The use of ensemble models was critical to the success of our predictive modeling. The best approach was a stacked classifier composed of the best pre-trained models, which achieved a perfect accuracy of 100% on the test data. It is possible to employ an ensemble model without a decision tree and the best example of that is a stacked classifier in which the result of base models are feed to a final model for classification. Both the base models and the final model need not be deecion tree based models. In our implementation two of the three base models were decison tree based models, and the final model was also a descion tree based model. An example of a fully non-decsion tree based ensemble model is given below, where the base models are the three non-ensemble models from earlier, and the final model is a default logistic classifier.

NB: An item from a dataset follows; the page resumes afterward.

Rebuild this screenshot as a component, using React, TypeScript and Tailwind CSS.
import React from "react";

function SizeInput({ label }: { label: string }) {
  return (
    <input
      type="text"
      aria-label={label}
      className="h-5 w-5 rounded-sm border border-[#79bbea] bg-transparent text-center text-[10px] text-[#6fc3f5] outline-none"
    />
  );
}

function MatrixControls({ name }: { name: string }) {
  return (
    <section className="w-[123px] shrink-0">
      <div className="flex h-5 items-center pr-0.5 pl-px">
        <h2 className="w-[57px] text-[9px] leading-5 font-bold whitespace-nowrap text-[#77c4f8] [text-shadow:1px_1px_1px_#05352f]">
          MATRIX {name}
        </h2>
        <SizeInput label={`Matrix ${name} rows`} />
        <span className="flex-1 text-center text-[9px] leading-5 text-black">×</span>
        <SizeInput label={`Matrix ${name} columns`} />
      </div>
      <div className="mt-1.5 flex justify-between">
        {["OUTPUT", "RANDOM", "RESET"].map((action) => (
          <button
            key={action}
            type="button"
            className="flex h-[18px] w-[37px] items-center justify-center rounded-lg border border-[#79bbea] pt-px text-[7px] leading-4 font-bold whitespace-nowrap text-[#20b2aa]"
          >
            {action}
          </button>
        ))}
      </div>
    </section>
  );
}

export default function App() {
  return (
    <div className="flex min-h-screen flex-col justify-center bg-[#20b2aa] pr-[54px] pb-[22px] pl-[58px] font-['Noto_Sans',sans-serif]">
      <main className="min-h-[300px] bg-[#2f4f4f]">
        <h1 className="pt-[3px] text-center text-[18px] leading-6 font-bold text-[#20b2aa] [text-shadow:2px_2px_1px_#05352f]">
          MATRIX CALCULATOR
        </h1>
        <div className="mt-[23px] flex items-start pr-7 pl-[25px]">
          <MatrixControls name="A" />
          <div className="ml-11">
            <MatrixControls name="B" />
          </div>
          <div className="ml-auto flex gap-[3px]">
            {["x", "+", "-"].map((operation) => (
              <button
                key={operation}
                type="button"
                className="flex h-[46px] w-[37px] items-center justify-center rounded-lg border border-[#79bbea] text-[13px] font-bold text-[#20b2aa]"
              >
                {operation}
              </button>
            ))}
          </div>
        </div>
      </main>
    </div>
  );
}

estimators_r = [('mlp', gs_cv_mlp_c.best_estimator_), ('nb', gs_cv_nb_c.best_estimator_), ('svc', gs_cv_svc_c.best_estimator_)]
stack_r = StackingClassifier(estimators=estimators_r,
passthrough=False)
stack_r.fit(X_train_std, y_train_std);
print(f'Training Data Accuracy: {stack_r.score(X_train_std, y_train_std)}')
print(f'Testing Data Accuracy: {stack_r.score(X_test_std, y_test_std)}')
The non decision tree based ensemble classifier did very very with 98.90% accuracy on the test set, but it is still not as powerful as the descion tree based ensemble classifier which preformed perfectly.